* [MATERIAL PROVIDED]
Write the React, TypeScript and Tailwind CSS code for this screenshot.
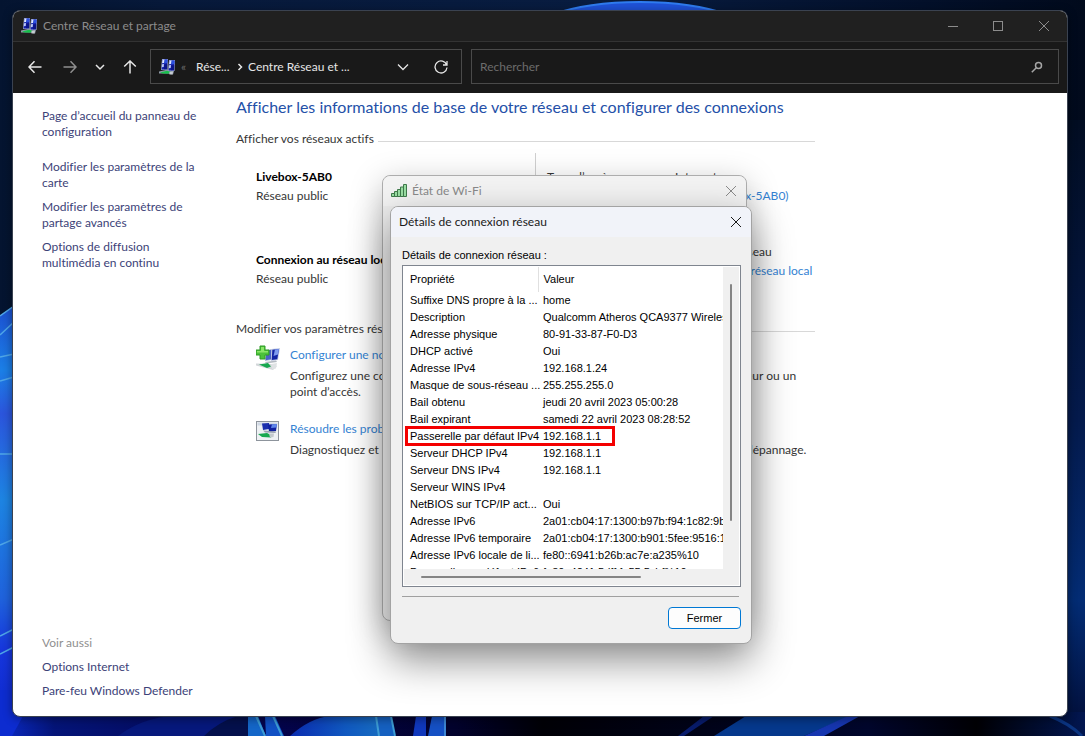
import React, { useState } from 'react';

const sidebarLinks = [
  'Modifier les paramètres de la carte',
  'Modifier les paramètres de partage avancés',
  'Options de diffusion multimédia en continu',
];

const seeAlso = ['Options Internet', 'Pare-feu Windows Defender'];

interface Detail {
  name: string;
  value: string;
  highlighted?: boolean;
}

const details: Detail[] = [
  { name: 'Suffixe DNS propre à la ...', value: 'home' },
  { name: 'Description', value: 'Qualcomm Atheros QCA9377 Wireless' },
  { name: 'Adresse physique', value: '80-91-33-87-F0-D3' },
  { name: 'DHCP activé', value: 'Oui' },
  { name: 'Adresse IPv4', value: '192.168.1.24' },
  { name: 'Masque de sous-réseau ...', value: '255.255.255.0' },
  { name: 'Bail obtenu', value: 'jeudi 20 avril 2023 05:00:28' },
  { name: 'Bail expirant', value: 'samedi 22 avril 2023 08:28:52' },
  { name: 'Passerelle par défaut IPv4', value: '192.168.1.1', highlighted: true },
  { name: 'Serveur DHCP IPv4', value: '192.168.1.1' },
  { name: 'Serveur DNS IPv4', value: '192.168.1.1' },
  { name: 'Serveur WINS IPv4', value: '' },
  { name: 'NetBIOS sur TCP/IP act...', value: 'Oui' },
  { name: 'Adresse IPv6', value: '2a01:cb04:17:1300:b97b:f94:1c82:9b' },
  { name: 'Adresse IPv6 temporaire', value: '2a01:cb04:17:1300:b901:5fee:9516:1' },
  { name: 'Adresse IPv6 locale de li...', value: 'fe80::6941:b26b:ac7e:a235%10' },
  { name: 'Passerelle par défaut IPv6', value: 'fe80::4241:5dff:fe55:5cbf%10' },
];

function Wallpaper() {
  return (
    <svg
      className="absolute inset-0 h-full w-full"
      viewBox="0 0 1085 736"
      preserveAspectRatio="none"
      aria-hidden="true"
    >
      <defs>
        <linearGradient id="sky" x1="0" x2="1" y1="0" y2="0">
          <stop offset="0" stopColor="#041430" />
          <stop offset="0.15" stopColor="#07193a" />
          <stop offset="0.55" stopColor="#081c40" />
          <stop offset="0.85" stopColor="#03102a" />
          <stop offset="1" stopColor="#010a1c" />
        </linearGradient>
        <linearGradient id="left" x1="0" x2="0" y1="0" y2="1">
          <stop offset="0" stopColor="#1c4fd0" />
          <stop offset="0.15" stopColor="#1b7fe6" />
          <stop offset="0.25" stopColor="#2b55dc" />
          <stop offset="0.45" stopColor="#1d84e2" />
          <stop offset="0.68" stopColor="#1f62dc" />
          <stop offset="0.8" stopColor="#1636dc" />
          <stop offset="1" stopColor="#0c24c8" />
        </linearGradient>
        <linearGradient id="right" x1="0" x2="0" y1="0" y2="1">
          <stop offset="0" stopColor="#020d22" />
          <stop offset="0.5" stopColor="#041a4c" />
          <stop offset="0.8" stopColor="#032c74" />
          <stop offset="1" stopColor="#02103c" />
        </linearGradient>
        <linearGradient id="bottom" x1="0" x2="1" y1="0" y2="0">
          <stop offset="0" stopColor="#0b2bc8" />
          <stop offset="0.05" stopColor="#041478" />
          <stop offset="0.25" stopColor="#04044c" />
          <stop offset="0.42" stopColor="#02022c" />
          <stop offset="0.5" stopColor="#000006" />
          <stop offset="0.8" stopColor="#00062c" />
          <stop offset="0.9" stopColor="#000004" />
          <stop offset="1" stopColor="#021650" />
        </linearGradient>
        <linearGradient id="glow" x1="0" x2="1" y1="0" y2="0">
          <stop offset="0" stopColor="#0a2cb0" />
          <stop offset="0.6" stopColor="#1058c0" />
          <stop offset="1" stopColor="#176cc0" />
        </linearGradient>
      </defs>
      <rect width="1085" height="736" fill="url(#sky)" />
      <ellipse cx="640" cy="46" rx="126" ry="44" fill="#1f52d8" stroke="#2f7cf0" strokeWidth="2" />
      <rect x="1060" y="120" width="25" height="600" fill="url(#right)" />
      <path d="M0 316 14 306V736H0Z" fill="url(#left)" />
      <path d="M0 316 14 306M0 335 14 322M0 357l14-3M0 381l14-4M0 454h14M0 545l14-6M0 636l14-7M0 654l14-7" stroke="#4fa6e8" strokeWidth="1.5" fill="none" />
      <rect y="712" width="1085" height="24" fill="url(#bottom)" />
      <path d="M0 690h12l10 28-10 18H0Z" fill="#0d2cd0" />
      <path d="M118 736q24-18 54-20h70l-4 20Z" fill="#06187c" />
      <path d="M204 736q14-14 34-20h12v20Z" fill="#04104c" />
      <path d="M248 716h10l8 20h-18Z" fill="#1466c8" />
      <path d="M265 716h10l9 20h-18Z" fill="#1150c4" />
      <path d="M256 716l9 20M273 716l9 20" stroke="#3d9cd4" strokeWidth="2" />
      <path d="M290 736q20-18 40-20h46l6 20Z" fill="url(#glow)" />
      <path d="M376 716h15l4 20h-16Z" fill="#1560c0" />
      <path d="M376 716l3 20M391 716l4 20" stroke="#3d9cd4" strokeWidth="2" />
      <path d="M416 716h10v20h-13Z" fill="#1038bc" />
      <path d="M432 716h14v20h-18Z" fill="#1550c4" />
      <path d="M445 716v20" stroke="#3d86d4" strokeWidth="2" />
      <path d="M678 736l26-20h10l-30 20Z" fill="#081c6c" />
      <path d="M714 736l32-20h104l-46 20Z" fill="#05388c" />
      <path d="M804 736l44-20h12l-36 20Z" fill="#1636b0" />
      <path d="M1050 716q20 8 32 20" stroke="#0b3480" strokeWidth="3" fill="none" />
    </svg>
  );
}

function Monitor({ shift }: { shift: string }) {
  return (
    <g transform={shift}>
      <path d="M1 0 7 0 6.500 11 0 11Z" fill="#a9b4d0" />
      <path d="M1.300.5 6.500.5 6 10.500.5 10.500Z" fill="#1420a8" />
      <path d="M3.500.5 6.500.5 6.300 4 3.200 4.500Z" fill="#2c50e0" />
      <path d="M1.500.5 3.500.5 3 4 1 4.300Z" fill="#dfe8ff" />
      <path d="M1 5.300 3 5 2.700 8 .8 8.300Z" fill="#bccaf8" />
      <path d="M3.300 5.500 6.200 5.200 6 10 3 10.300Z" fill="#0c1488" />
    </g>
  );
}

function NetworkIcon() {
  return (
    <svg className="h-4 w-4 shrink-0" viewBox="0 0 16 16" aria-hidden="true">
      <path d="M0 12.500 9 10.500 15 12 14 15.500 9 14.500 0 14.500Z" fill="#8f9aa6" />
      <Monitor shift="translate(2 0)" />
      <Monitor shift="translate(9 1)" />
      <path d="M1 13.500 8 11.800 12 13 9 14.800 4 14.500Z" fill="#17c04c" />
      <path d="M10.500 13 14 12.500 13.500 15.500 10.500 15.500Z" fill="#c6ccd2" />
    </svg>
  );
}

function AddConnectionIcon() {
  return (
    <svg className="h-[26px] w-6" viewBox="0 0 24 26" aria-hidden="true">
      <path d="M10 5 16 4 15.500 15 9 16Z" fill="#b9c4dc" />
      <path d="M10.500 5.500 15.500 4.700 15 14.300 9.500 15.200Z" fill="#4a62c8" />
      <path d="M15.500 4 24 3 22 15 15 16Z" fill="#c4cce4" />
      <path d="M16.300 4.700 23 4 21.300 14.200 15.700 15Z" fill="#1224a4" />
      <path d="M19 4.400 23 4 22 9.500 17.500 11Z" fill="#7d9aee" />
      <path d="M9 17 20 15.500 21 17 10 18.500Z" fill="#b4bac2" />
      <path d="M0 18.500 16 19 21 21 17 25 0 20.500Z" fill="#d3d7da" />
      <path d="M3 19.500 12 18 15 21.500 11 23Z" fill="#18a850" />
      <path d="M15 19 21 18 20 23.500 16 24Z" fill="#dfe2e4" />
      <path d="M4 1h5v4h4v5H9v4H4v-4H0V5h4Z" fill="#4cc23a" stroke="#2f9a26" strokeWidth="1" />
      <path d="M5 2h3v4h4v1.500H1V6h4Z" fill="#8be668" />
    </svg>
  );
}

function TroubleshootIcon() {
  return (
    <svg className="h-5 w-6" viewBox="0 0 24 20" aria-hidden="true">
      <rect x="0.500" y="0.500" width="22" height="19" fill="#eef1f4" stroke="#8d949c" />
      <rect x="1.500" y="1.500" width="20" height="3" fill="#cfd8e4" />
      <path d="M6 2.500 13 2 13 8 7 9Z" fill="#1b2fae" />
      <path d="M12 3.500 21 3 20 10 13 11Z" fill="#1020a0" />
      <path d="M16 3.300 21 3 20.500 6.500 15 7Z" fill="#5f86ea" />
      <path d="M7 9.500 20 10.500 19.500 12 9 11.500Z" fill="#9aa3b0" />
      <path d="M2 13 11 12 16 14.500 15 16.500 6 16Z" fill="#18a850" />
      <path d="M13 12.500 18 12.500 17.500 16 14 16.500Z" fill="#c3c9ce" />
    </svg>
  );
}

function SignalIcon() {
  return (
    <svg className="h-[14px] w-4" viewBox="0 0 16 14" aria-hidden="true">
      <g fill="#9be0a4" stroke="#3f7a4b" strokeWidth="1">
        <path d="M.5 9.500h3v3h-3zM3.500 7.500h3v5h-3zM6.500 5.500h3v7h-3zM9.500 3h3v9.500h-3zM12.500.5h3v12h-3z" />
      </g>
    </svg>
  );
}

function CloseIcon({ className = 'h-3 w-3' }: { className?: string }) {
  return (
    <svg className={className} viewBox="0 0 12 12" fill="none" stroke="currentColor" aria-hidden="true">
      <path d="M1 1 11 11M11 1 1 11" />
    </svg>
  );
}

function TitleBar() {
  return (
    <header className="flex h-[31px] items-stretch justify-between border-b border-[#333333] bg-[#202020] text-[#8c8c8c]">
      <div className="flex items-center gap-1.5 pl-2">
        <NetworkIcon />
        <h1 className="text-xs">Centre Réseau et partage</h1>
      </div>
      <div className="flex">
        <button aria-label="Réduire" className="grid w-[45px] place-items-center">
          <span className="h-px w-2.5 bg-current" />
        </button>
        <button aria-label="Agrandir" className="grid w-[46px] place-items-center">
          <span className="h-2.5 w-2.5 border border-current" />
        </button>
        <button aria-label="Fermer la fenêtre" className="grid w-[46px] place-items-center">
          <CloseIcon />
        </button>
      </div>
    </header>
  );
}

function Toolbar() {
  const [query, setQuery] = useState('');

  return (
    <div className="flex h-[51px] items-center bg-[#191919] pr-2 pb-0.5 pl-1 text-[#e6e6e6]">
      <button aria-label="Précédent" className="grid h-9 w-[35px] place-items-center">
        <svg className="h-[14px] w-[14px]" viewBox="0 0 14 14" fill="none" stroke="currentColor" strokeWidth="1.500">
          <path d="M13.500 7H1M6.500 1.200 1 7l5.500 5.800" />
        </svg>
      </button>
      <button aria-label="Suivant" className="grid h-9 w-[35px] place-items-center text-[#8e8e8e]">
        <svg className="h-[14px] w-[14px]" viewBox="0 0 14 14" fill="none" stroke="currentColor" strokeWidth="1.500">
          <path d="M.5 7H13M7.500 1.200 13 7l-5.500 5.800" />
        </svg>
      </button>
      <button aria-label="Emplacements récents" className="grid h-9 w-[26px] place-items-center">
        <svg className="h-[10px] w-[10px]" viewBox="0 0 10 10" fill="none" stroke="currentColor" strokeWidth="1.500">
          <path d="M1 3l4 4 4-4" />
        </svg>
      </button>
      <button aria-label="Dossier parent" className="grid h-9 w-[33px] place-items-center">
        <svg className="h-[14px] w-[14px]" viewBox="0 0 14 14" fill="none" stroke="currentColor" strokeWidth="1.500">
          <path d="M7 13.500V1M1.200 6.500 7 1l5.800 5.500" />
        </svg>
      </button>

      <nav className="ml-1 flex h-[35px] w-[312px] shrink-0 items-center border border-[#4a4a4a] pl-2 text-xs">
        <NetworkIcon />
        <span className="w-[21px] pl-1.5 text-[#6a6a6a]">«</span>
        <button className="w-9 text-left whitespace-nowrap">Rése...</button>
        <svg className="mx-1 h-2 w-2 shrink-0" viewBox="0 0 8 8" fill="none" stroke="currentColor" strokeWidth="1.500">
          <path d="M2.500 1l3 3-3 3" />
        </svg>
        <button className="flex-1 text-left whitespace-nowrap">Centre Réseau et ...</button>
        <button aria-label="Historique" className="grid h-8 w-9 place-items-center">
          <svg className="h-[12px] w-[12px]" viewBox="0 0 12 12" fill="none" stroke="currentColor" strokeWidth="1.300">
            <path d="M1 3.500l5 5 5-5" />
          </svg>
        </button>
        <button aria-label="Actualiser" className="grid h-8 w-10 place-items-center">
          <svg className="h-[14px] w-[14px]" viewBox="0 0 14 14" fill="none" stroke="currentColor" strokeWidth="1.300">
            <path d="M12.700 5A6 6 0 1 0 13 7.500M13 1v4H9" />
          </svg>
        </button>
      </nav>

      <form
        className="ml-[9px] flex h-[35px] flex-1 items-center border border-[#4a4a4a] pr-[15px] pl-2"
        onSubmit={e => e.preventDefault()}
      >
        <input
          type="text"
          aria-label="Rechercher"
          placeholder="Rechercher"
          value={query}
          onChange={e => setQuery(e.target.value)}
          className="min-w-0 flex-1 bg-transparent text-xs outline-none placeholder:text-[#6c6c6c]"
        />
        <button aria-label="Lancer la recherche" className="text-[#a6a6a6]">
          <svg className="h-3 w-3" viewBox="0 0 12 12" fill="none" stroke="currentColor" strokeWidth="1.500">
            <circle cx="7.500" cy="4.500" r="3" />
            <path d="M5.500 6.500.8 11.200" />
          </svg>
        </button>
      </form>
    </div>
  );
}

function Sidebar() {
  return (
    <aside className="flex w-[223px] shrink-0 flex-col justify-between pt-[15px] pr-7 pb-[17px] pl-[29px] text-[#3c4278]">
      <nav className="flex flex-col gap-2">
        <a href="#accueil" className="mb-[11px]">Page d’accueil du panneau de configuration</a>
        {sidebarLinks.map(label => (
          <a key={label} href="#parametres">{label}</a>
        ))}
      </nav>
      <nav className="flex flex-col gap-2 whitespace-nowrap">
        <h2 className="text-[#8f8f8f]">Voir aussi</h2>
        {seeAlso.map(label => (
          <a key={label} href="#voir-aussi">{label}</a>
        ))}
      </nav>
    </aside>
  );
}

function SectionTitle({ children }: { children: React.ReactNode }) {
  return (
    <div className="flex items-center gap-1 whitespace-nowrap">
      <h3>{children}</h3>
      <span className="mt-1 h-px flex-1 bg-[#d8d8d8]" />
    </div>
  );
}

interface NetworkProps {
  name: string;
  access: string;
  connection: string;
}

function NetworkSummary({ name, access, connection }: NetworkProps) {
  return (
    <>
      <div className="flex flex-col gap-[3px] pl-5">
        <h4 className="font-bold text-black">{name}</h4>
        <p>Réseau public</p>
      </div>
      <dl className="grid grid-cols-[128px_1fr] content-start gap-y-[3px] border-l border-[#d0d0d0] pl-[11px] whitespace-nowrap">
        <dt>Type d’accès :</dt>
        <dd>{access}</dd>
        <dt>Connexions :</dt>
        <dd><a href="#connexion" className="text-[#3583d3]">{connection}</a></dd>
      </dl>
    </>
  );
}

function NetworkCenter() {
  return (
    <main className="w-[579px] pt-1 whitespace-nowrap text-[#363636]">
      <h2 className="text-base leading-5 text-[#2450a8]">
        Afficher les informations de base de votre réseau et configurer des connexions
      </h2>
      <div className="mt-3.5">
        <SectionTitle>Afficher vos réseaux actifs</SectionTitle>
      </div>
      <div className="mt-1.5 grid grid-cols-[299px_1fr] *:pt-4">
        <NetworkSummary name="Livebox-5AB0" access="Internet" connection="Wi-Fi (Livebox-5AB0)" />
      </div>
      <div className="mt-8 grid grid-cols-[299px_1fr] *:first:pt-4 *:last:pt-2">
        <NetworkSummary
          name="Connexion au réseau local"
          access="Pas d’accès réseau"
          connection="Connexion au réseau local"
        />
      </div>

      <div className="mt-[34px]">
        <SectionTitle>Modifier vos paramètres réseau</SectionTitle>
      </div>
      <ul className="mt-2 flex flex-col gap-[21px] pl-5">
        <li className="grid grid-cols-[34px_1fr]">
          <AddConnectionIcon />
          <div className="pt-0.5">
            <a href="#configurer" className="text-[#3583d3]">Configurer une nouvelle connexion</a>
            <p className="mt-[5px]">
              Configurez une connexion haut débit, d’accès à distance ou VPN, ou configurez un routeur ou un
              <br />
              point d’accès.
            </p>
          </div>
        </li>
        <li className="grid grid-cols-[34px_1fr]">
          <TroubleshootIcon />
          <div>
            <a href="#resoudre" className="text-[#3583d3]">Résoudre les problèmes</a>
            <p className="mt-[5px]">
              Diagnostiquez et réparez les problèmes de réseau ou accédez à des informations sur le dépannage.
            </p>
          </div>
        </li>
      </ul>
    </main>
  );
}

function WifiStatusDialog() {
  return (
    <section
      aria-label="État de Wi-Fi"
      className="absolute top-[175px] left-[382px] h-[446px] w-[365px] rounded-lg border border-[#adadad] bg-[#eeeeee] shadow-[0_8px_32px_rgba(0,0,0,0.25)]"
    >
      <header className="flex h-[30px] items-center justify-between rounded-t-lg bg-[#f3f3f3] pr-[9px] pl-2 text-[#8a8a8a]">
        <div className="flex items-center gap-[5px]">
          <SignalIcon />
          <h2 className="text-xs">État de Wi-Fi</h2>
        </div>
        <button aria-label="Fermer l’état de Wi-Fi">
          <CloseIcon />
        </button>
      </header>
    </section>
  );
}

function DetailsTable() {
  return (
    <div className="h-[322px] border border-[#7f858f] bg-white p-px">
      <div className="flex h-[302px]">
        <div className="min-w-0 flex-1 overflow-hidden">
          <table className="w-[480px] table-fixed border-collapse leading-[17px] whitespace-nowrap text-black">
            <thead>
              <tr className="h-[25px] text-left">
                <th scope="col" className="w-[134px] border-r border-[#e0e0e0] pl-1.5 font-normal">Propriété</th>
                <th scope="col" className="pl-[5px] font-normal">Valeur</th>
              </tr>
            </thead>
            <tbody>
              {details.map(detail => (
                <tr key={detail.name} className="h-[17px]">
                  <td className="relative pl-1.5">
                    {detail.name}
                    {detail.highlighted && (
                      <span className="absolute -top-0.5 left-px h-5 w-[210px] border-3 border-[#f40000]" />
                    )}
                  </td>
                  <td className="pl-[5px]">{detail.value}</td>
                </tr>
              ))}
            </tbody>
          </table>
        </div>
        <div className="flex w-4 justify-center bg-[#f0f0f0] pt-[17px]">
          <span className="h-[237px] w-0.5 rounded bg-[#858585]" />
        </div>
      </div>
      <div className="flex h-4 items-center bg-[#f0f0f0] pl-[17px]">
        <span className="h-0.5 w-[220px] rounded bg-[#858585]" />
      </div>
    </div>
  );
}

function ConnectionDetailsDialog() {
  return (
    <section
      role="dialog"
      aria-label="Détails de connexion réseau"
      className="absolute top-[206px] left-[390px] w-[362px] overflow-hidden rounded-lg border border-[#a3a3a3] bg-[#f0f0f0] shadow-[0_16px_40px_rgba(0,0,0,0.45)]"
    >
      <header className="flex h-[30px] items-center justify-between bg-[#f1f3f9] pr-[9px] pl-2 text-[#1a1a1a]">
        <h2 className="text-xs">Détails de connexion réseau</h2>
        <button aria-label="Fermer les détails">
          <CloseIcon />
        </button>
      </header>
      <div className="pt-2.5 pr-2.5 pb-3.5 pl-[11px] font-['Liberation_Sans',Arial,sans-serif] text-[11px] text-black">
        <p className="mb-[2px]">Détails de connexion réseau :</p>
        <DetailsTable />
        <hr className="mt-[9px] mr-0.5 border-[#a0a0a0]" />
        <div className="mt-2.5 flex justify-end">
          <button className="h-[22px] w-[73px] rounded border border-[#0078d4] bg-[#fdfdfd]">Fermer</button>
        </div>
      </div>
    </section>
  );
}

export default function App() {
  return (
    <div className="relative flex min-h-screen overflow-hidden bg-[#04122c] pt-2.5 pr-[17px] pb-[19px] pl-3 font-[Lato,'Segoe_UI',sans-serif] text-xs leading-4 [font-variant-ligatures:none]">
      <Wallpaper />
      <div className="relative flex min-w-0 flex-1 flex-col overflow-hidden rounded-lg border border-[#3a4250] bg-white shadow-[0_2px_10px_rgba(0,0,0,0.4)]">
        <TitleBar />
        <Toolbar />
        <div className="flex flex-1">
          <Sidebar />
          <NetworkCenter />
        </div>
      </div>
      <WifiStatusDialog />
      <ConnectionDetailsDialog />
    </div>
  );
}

* [EXERCISE] Return only the lines running from the top of the data to the line that holds "const seeAlso = ['Options". Include both of those lines, but skip the pictures.

* [SOLUTION]
Write the React, TypeScript and Tailwind CSS code for this screenshot.
import React, { useState } from 'react';

const sidebarLinks = [
  'Modifier les paramètres de la carte',
  'Modifier les paramètres de partage avancés',
  'Options de diffusion multimédia en continu',
];

const seeAlso = ['Options Internet', 'Pare-feu Windows Defender'];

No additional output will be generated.